Alternative Proposed Solutions
In addition to the Star Tribune guardianship recommendation, multiple proposals have been suggested to solve, or at least mitigate, factoring abuses. Some of those proposals are summarized in Part 2 of Independent Life’s analysis of the Star Tribune Series which highlights recommendations by John Darer, Eddie Stone, James Gordon and Professor Karen Czapanskiy – as well as Independent Life’s Payee Protection Policy.
Each of these proposed solutions begins with a shared assumption: the statutory scheme designed to stop, or at least mitigate, abusive business behavior by factoring companies has not achieved that objective – and probably, by itself, cannot stop abusive factoring company behavior.
What about Judicial Education?
Judicial education about factoring is not a new idea. An outstanding resource has been available for free on the internet for more than 15 years and, in fact, has been specifically cited by many judges in their rulings in factoring cases.
The authors, NSSTA’s former General Counsel, Craig Ulman, and this writer’s brother and legal textbook co-author, Daniel Hindert, published this article, titled “Transfers of Structured Payment Rights: What Judges Should Know About Structured Settlement Protection Acts,” in the prestigious “Judges Journal” in 2005.
It is also important to recognize that judicial education about factoring is a competitive market. The National Association of Settlement Purchasers (NASP) has been offering its own version of judicial education to judges for more than 20 years.
Strategic Factoring Imperatives
So, let’s be clear. While education is valuable, that does not mean judicial education by NSSTA (or AASC or SSP) will solve the problem of factoring abuse. More importantly, focusing exclusively on judicial education avoids the more urgent set of strategic imperatives identified earlier in this article.
So, what should NSSTA do now? Two suggestions:
First, NSSTA should acknowledge the statutory scheme designed to stop, or at least mitigate, abusive business behavior by factoring companies has not achieved that objective – and probably, by itself, cannot stop abusive factoring company behavior.
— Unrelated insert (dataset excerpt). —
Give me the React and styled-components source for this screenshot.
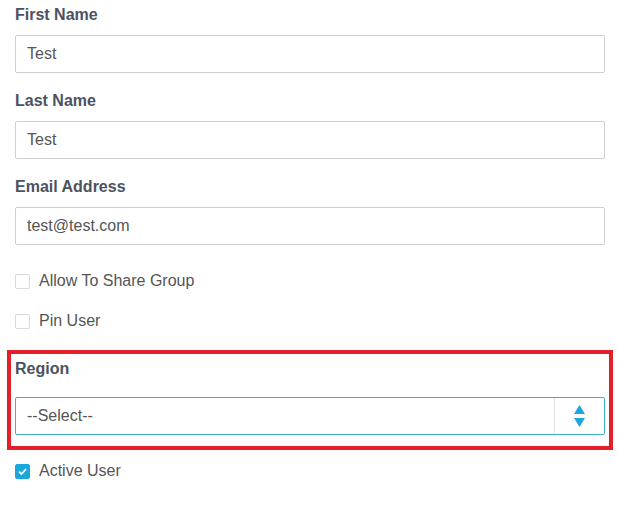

Second, NSSTA’s Board of Directors should organize an industry Task Force, preferably including representatives of AASC and SSP, to evaluate the strategic issues identified in this article, as well as alternative solutions for factoring that have been proposed to mitigate or solve factoring abuse, and report its findings and recommendations to the participating associations.
The Star Tribune series will be successful as an external critique only if it helps generate renewed conversation, study and solutions for factoring company abuses. NSSTA has an important leadership role to play in this conversation – but so too, do AASC and SSP.
Although judicial education may be helpful, it is not by itself the solution to factoring abuse. NSSTA should expand its thinking and organize an industry Task Force to define a new strategy. Unless and until the blight of factoring company abuse is brought under control, the full potential of structured settlement products and the structured settlement market as originally envisioned by Congress will never be realized.